■ **Task goal**:
Your task is to retype, word for word, the lines from the start of the data through the line holding "string; type: string;". Do not include the pictures.
--- Recorded information ---
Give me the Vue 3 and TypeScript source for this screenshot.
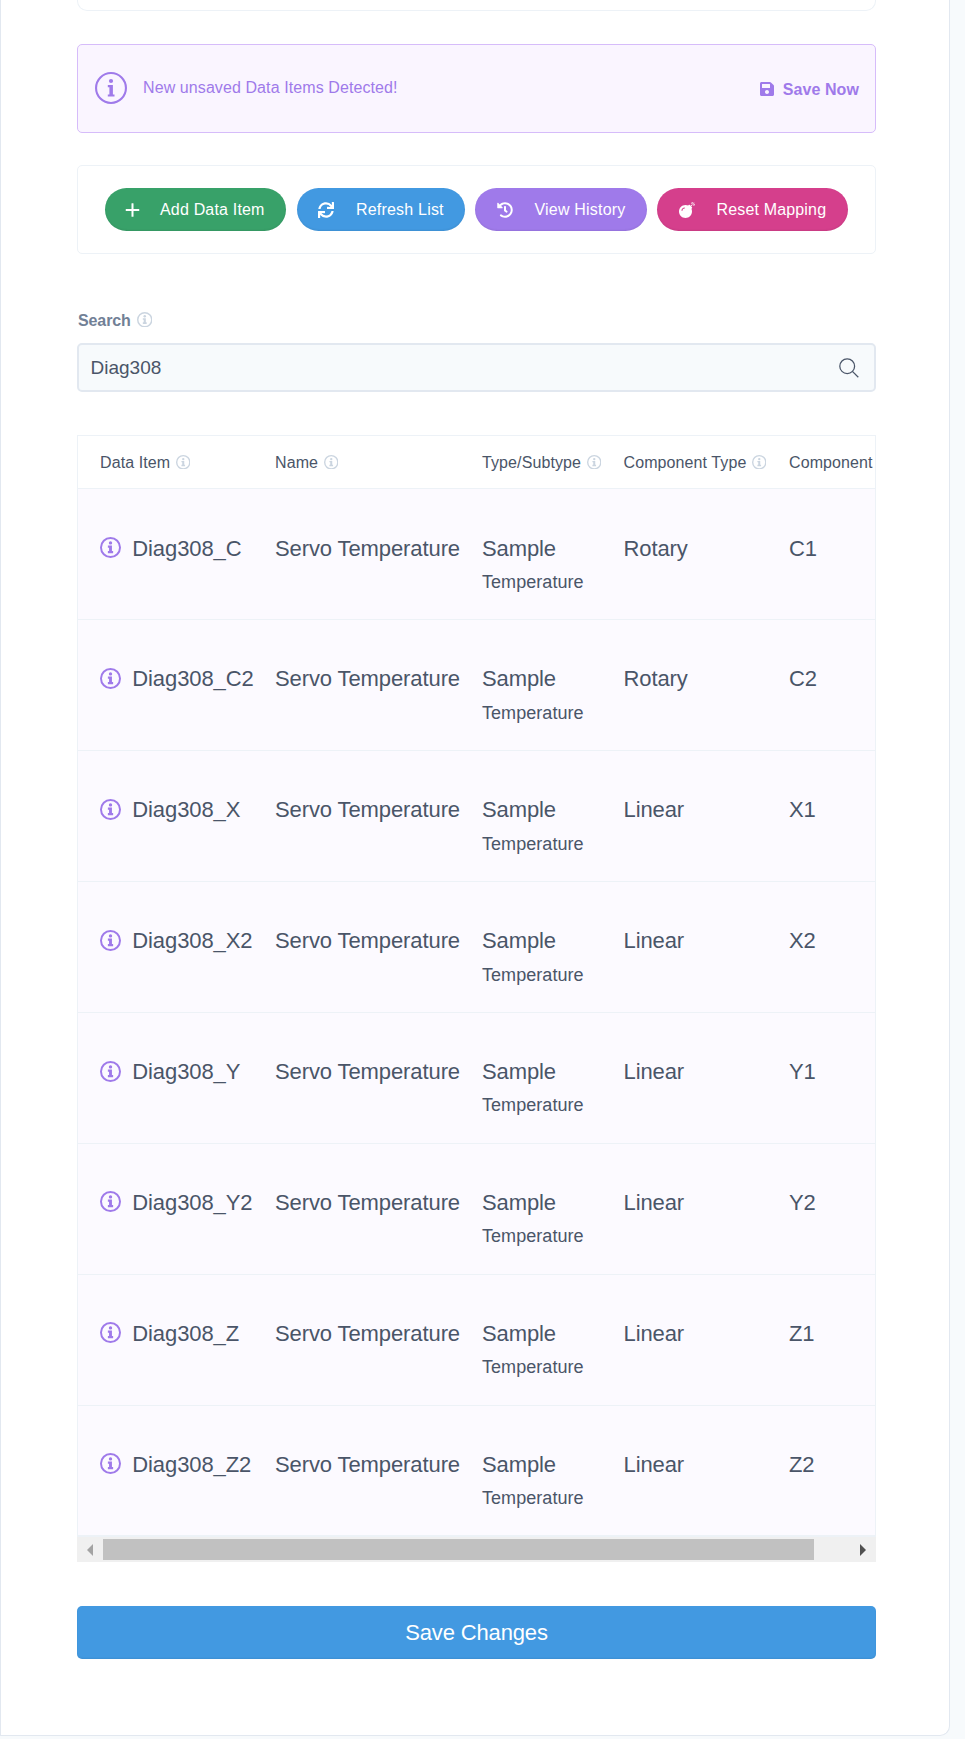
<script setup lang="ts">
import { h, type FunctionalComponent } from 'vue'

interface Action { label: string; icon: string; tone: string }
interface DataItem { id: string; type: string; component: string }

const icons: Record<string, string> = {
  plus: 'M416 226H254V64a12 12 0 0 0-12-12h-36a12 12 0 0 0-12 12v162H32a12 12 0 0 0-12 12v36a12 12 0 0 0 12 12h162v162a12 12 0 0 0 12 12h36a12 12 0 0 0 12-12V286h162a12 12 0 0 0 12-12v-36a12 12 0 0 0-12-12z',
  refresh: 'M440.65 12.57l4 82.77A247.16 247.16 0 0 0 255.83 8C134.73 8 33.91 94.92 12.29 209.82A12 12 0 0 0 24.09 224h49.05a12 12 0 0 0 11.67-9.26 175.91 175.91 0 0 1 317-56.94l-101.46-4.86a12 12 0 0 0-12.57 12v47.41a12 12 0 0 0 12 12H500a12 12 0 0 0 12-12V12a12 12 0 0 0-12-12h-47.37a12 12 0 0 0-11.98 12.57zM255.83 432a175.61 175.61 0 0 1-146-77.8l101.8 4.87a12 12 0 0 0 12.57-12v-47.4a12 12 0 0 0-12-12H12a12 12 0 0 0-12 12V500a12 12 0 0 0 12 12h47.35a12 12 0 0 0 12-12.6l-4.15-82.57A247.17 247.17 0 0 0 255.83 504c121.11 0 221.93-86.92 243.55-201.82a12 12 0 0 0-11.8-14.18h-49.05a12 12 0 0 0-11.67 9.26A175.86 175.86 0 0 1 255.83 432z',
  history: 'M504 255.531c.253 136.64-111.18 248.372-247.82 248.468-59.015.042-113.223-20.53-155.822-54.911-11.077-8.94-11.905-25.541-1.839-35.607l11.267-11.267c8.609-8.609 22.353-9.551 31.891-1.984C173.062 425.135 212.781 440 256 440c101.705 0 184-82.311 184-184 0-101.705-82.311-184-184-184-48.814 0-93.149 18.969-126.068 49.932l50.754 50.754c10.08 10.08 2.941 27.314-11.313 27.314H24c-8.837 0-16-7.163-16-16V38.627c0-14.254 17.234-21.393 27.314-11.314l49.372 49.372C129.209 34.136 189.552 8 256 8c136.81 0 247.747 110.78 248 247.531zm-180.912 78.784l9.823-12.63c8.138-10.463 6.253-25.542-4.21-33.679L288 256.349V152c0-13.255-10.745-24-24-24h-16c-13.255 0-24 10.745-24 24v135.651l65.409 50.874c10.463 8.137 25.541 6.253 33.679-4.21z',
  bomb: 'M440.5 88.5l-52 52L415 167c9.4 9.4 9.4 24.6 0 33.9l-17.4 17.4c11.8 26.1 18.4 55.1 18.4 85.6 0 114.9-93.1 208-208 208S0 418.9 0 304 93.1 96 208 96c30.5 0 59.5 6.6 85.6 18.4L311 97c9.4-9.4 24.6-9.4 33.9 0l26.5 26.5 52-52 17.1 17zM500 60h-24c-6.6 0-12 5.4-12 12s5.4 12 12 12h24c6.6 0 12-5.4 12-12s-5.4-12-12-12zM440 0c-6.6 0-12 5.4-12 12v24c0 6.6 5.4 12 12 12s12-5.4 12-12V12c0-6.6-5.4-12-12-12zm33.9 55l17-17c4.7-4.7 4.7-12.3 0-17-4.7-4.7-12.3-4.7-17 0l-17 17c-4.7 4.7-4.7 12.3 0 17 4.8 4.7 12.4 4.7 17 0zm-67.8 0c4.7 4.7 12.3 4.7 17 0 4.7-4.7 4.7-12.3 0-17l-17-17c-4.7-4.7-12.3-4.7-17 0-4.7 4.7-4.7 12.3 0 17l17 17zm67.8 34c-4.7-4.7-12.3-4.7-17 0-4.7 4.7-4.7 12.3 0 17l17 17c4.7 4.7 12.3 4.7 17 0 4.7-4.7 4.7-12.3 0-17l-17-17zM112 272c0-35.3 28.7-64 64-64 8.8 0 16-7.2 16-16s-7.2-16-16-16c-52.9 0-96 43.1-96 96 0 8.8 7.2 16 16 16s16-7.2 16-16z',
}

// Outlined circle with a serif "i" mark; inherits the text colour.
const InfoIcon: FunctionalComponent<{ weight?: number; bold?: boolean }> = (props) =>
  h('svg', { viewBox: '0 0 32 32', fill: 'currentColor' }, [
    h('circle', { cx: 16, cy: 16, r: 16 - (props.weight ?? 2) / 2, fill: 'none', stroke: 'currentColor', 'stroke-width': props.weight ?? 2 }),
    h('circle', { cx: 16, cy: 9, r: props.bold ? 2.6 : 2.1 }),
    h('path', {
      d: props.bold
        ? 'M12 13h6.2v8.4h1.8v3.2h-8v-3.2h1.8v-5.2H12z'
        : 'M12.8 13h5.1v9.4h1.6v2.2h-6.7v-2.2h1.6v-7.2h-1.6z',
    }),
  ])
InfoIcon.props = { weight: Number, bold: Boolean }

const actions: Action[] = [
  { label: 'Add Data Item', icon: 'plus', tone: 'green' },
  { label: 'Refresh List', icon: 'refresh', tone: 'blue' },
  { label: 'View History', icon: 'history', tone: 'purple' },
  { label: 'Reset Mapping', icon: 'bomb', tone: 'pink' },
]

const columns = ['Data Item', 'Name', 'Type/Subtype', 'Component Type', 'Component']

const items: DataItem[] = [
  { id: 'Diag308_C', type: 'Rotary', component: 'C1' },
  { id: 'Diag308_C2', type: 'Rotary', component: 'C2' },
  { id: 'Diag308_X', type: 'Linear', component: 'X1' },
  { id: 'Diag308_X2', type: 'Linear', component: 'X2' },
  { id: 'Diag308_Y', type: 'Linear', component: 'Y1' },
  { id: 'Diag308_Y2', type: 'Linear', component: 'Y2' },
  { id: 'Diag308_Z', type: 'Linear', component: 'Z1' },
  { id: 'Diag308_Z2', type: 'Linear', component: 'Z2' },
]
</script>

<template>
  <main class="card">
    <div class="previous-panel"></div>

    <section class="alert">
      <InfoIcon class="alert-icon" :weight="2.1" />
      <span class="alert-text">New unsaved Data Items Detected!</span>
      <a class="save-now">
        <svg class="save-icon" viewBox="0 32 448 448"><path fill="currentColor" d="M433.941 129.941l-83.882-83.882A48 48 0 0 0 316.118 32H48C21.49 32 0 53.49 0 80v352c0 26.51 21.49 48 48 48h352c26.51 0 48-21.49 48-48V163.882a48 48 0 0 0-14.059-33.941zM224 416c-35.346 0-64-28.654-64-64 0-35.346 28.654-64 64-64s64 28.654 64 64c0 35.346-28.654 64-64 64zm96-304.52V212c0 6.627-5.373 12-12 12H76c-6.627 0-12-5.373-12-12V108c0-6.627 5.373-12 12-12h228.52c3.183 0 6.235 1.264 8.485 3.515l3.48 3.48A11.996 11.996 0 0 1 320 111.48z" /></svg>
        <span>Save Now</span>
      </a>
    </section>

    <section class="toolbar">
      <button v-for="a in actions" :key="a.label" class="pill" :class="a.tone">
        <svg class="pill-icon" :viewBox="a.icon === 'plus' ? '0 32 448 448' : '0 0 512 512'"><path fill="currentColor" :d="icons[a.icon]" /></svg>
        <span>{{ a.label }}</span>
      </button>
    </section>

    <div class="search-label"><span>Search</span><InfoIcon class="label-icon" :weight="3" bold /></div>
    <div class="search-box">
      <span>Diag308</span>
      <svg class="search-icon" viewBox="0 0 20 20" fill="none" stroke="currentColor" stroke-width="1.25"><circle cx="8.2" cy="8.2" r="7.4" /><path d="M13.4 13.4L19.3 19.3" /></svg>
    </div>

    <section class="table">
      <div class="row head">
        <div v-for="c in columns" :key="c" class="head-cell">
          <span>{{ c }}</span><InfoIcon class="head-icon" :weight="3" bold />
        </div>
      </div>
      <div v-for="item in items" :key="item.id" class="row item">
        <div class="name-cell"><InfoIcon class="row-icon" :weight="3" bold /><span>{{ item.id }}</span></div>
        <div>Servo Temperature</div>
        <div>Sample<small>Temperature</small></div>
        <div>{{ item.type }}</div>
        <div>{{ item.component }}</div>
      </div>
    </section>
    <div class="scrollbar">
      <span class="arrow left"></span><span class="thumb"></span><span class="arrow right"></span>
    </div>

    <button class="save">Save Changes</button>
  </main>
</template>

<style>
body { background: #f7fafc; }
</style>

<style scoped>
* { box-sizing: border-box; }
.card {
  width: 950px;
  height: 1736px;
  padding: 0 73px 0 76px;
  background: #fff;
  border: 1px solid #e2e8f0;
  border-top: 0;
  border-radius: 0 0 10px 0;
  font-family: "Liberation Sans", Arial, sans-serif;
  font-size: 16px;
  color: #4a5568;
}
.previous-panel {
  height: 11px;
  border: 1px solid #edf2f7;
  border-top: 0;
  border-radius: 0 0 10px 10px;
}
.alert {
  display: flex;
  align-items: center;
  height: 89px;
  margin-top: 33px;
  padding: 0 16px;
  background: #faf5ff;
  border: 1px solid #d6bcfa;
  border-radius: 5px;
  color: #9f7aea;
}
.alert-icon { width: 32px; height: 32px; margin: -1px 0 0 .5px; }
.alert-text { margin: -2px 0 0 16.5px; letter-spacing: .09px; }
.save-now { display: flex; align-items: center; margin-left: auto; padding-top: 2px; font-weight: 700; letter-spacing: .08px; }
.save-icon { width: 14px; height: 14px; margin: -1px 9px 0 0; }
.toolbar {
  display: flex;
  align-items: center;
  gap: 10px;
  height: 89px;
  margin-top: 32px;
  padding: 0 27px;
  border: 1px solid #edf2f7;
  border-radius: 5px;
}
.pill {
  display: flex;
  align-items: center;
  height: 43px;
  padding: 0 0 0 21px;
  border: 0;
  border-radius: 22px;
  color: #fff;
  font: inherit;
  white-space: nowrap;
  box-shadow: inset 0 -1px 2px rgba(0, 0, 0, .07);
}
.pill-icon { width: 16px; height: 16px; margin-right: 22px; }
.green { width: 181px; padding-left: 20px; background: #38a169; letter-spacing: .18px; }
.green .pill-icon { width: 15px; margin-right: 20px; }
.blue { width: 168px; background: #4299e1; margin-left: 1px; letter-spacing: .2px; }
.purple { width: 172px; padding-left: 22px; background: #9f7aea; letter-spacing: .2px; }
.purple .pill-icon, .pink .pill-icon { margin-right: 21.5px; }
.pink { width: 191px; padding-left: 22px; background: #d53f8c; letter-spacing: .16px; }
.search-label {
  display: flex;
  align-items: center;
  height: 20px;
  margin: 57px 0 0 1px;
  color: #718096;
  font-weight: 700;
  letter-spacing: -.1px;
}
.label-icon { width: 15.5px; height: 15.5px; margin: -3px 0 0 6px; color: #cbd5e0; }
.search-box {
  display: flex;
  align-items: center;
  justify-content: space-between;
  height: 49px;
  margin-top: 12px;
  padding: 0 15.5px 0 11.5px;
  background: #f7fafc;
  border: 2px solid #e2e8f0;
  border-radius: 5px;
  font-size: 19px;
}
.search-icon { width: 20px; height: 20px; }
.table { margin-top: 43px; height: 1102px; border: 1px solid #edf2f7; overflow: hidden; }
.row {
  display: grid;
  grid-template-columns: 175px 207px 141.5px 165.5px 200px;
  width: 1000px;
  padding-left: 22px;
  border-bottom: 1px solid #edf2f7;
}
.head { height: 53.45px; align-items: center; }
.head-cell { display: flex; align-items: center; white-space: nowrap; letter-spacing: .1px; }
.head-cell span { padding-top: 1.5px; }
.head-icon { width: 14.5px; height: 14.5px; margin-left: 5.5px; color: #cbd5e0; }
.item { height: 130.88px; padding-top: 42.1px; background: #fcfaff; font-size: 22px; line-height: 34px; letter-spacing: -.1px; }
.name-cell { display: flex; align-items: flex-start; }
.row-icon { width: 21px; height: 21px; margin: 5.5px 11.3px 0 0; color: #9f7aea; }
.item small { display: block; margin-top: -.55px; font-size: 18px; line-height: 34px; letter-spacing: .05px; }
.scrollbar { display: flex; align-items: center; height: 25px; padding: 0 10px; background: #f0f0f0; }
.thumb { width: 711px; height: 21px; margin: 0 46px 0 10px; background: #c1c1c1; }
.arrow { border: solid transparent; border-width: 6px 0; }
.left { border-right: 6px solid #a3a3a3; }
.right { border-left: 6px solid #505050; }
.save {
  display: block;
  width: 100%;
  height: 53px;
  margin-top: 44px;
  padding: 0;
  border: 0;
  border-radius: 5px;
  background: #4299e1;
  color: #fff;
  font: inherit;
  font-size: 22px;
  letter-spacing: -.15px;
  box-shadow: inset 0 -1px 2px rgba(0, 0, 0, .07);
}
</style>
---
■ **Correct answer**:
Give me the Vue 3 and TypeScript source for this screenshot.
<script setup lang="ts">
import { h, type FunctionalComponent } from 'vue'

interface Action { label: string; icon: string; tone: string }
interface DataItem { id: string; type: string; component: string }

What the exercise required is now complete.